-- begin Recorded information --

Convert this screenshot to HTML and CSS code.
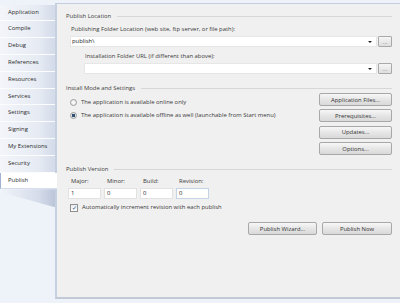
FILE: index.html
```html
<!DOCTYPE html>
<html lang="en">
<head>
  <meta charset="UTF-8" />
  <title>Publish</title>
  <link rel="stylesheet" href="styles.css">
</head>
<body>
  <div class="window">
    <!-- Left tab strip -->
    <div class="tabs">
      <div class="tab">Application</div>
      <div class="tab">Compile</div>
      <div class="tab">Debug</div>
      <div class="tab">References</div>
      <div class="tab">Resources</div>
      <div class="tab">Services</div>
      <div class="tab">Settings</div>
      <div class="tab">Signing</div>
      <div class="tab">My Extensions</div>
      <div class="tab">Security</div>
      <div class="tab active">Publish</div>
      <div class="wedge"></div>
    </div>

    <!-- Publish page -->
    <div class="panel">
      <div class="group-title first">Publish Location</div>
      <div class="label">Publishing Folder Location (web site, ftp server, or file path):</div>
      <div class="combo-row">
        <div class="combo"><span>publish\</span><span class="arrow"></span></div>
        <button class="browse">...</button>
      </div>
      <div class="label indent">Installation Folder URL (if different than above):</div>
      <div class="combo-row indent">
        <div class="combo"><span></span><span class="arrow"></span></div>
        <button class="browse">...</button>
      </div>

      <div class="group-title">Install Mode and Settings</div>
      <div class="install">
        <div class="options">
          <div class="option"><span class="radio"></span>The application is available online only</div>
          <div class="option"><span class="radio checked"></span>The application is available offline as well (launchable from Start menu)</div>
        </div>
        <div class="side-buttons">
          <button class="btn">Application Files...</button>
          <button class="btn">Prerequisites...</button>
          <button class="btn">Updates...</button>
          <button class="btn">Options...</button>
        </div>
      </div>

      <div class="group-title">Publish Version</div>
      <div class="version">
        <div class="field"><div class="field-label">Major:</div><div class="box">1</div></div>
        <div class="field"><div class="field-label">Minor:</div><div class="box">0</div></div>
        <div class="field"><div class="field-label">Build:</div><div class="box">0</div></div>
        <div class="field"><div class="field-label">Revision:</div><div class="box focus">0</div></div>
      </div>
      <div class="check"><span class="checkbox">&#10003;</span>Automatically increment revision with each publish</div>

      <div class="actions">
        <button class="btn wizard">Publish Wizard...</button>
        <button class="btn now">Publish Now</button>
      </div>
    </div>
  </div>
</body>
</html>
```

FILE: styles.css
```css
body { margin: 0; background: #eef2f9; font-family: "Open Sans", sans-serif; font-size: 5.9px; line-height: 9px; color: #3a3a3a; }
.window { display: flex; height: 303px; }
button { font-family: inherit; font-size: inherit; color: #333; padding: 0; }

/* Tab strip */
.tabs { width: 55px; padding-top: 4.6px; display: flex; flex-direction: column; }
.tab { height: 15.8px; line-height: 15.8px; padding-left: 8px; border-bottom: 1px solid #fbfcfe; background: linear-gradient(to right, #f3f5fa, #e6ebf3 70%, #d3dae8); color: #2b2b2b; white-space: nowrap; }
.tab.active { background: #fff; margin-right: -2px; position: relative; z-index: 1; border-left: 1px solid #9fb2d4; padding-left: 7px; border-bottom: 1px solid #d6deeb; }
.wedge { height: 18px; background: linear-gradient(to right, #f1f4f9, #d5dcea 70%, #bcc6da); clip-path: polygon(0 0, 100% 0, 100% 100%, 0 15%); }

/* Main page */
.panel { flex: 1; margin-top: 3px; height: 296px; box-sizing: border-box; background: #f0f0f0; border-top: 1px solid #c3cddf; border-left: 2px solid #c7d0e0; border-bottom: 2px solid #c2cad8; padding: 0 8px 0 9px; }
.group-title { display: flex; align-items: center; margin-top: 10px; color: #3c3c3c; }
.group-title.first { margin-top: 8px; }
.group-title::after { content: ""; flex: 1; border-top: 1px solid #d7d7d7; margin-left: 6px; }
.label { margin-top: 4px; padding-left: 5px; white-space: nowrap; }
.label.indent { margin-top: 5px; padding-left: 19px; }
.combo-row { display: flex; margin-top: 2px; padding-left: 4px; gap: 1px; }
.combo-row.indent { padding-left: 18px; }
.combo { flex: 1; height: 11px; box-sizing: border-box; background: #fff; border: 1px solid #e6e6e6; display: flex; align-items: center; justify-content: space-between; padding: 0 4px 0 1px; color: #222; }
.arrow { width: 0; height: 0; border-left: 2px solid transparent; border-right: 2px solid transparent; border-top: 2px solid #222; }
.browse { width: 14px; height: 11px; border: 1px solid #a9a9a9; border-radius: 1px; background: linear-gradient(#f6f6f6, #dedede); line-height: 6px; color: #777; }

.install { display: flex; justify-content: space-between; }
.options { padding-top: 5px; padding-left: 4px; display: flex; flex-direction: column; gap: 4px; }
.option { display: flex; align-items: center; white-space: nowrap; }
.radio { width: 5px; height: 5px; border: 1px solid #9c9c9c; border-radius: 50%; background: radial-gradient(#fff, #e3e3e3); margin-right: 4px; box-sizing: content-box; }
.radio.checked { background: radial-gradient(circle, #2f4f6f 0 1.4px, #dfe6ee 1.8px); }
.side-buttons { display: flex; flex-direction: column; gap: 3.4px; }
.btn { height: 13px; border: 1px solid #a8a8a8; border-radius: 2px; background: linear-gradient(#f7f7f7, #e6e6e6 50%, #d9d9d9); }
.side-buttons .btn { width: 73px; }

.version { display: flex; gap: 3px; margin-top: 3px; padding-left: 2px; }
.field { width: 33px; }
.field-label { padding-left: 3px; }
.box { margin-top: 2px; height: 11px; box-sizing: border-box; background: #fff; border: 1px solid #e2e2e2; padding-left: 2px; line-height: 9px; color: #222; }
.box.focus { border-color: #c5d3e6; }
.check { display: flex; align-items: center; margin-top: 4px; padding-left: 4px; white-space: nowrap; }
.checkbox { width: 6px; height: 6px; border: 1px solid #8f8f8f; background: linear-gradient(#e9eef5, #fff); margin-right: 4px; font-size: 6px; line-height: 6px; text-align: center; color: #2a4a7a; }

.actions { display: flex; justify-content: flex-end; gap: 5px; margin-top: 10px; }
.actions .wizard { width: 69px; }
.actions .now { width: 70px; }
```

-- end Recorded information --

Your instructions >>
Without including any picture, repeat the data exactly.

Answer in full >>
Convert this screenshot to HTML and CSS code.
FILE: index.html
```html
<!DOCTYPE html>
<html lang="en">
<head>
  <meta charset="UTF-8" />
  <title>Publish</title>
  <link rel="stylesheet" href="styles.css">
</head>
<body>
  <div class="window">
    <!-- Left tab strip -->
    <div class="tabs">
      <div class="tab">Application</div>
      <div class="tab">Compile</div>
      <div class="tab">Debug</div>
      <div class="tab">References</div>
      <div class="tab">Resources</div>
      <div class="tab">Services</div>
      <div class="tab">Settings</div>
      <div class="tab">Signing</div>
      <div class="tab">My Extensions</div>
      <div class="tab">Security</div>
      <div class="tab active">Publish</div>
      <div class="wedge"></div>
    </div>

    <!-- Publish page -->
    <div class="panel">
      <div class="group-title first">Publish Location</div>
      <div class="label">Publishing Folder Location (web site, ftp server, or file path):</div>
      <div class="combo-row">
        <div class="combo"><span>publish\</span><span class="arrow"></span></div>
        <button class="browse">...</button>
      </div>
      <div class="label indent">Installation Folder URL (if different than above):</div>
      <div class="combo-row indent">
        <div class="combo"><span></span><span class="arrow"></span></div>
        <button class="browse">...</button>
      </div>

      <div class="group-title">Install Mode and Settings</div>
      <div class="install">
        <div class="options">
          <div class="option"><span class="radio"></span>The application is available online only</div>
          <div class="option"><span class="radio checked"></span>The application is available offline as well (launchable from Start menu)</div>
        </div>
        <div class="side-buttons">
          <button class="btn">Application Files...</button>
          <button class="btn">Prerequisites...</button>
          <button class="btn">Updates...</button>
          <button class="btn">Options...</button>
        </div>
      </div>

      <div class="group-title">Publish Version</div>
      <div class="version">
        <div class="field"><div class="field-label">Major:</div><div class="box">1</div></div>
        <div class="field"><div class="field-label">Minor:</div><div class="box">0</div></div>
        <div class="field"><div class="field-label">Build:</div><div class="box">0</div></div>
        <div class="field"><div class="field-label">Revision:</div><div class="box focus">0</div></div>
      </div>
      <div class="check"><span class="checkbox">&#10003;</span>Automatically increment revision with each publish</div>

      <div class="actions">
        <button class="btn wizard">Publish Wizard...</button>
        <button class="btn now">Publish Now</button>
      </div>
    </div>
  </div>
</body>
</html>
```

FILE: styles.css
```css
body { margin: 0; background: #eef2f9; font-family: "Open Sans", sans-serif; font-size: 5.9px; line-height: 9px; color: #3a3a3a; }
.window { display: flex; height: 303px; }
button { font-family: inherit; font-size: inherit; color: #333; padding: 0; }

/* Tab strip */
.tabs { width: 55px; padding-top: 4.6px; display: flex; flex-direction: column; }
.tab { height: 15.8px; line-height: 15.8px; padding-left: 8px; border-bottom: 1px solid #fbfcfe; background: linear-gradient(to right, #f3f5fa, #e6ebf3 70%, #d3dae8); color: #2b2b2b; white-space: nowrap; }
.tab.active { background: #fff; margin-right: -2px; position: relative; z-index: 1; border-left: 1px solid #9fb2d4; padding-left: 7px; border-bottom: 1px solid #d6deeb; }
.wedge { height: 18px; background: linear-gradient(to right, #f1f4f9, #d5dcea 70%, #bcc6da); clip-path: polygon(0 0, 100% 0, 100% 100%, 0 15%); }

/* Main page */
.panel { flex: 1; margin-top: 3px; height: 296px; box-sizing: border-box; background: #f0f0f0; border-top: 1px solid #c3cddf; border-left: 2px solid #c7d0e0; border-bottom: 2px solid #c2cad8; padding: 0 8px 0 9px; }
.group-title { display: flex; align-items: center; margin-top: 10px; color: #3c3c3c; }
.group-title.first { margin-top: 8px; }
.group-title::after { content: ""; flex: 1; border-top: 1px solid #d7d7d7; margin-left: 6px; }
.label { margin-top: 4px; padding-left: 5px; white-space: nowrap; }
.label.indent { margin-top: 5px; padding-left: 19px; }
.combo-row { display: flex; margin-top: 2px; padding-left: 4px; gap: 1px; }
.combo-row.indent { padding-left: 18px; }
.combo { flex: 1; height: 11px; box-sizing: border-box; background: #fff; border: 1px solid #e6e6e6; display: flex; align-items: center; justify-content: space-between; padding: 0 4px 0 1px; color: #222; }
.arrow { width: 0; height: 0; border-left: 2px solid transparent; border-right: 2px solid transparent; border-top: 2px solid #222; }
.browse { width: 14px; height: 11px; border: 1px solid #a9a9a9; border-radius: 1px; background: linear-gradient(#f6f6f6, #dedede); line-height: 6px; color: #777; }

.install { display: flex; justify-content: space-between; }
.options { padding-top: 5px; padding-left: 4px; display: flex; flex-direction: column; gap: 4px; }
.option { display: flex; align-items: center; white-space: nowrap; }
.radio { width: 5px; height: 5px; border: 1px solid #9c9c9c; border-radius: 50%; background: radial-gradient(#fff, #e3e3e3); margin-right: 4px; box-sizing: content-box; }
.radio.checked { background: radial-gradient(circle, #2f4f6f 0 1.4px, #dfe6ee 1.8px); }
.side-buttons { display: flex; flex-direction: column; gap: 3.4px; }
.btn { height: 13px; border: 1px solid #a8a8a8; border-radius: 2px; background: linear-gradient(#f7f7f7, #e6e6e6 50%, #d9d9d9); }
.side-buttons .btn { width: 73px; }

.version { display: flex; gap: 3px; margin-top: 3px; padding-left: 2px; }
.field { width: 33px; }
.field-label { padding-left: 3px; }
.box { margin-top: 2px; height: 11px; box-sizing: border-box; background: #fff; border: 1px solid #e2e2e2; padding-left: 2px; line-height: 9px; color: #222; }
.box.focus { border-color: #c5d3e6; }
.check { display: flex; align-items: center; margin-top: 4px; padding-left: 4px; white-space: nowrap; }
.checkbox { width: 6px; height: 6px; border: 1px solid #8f8f8f; background: linear-gradient(#e9eef5, #fff); margin-right: 4px; font-size: 6px; line-height: 6px; text-align: center; color: #2a4a7a; }

.actions { display: flex; justify-content: flex-end; gap: 5px; margin-top: 10px; }
.actions .wizard { width: 69px; }
.actions .now { width: 70px; }
```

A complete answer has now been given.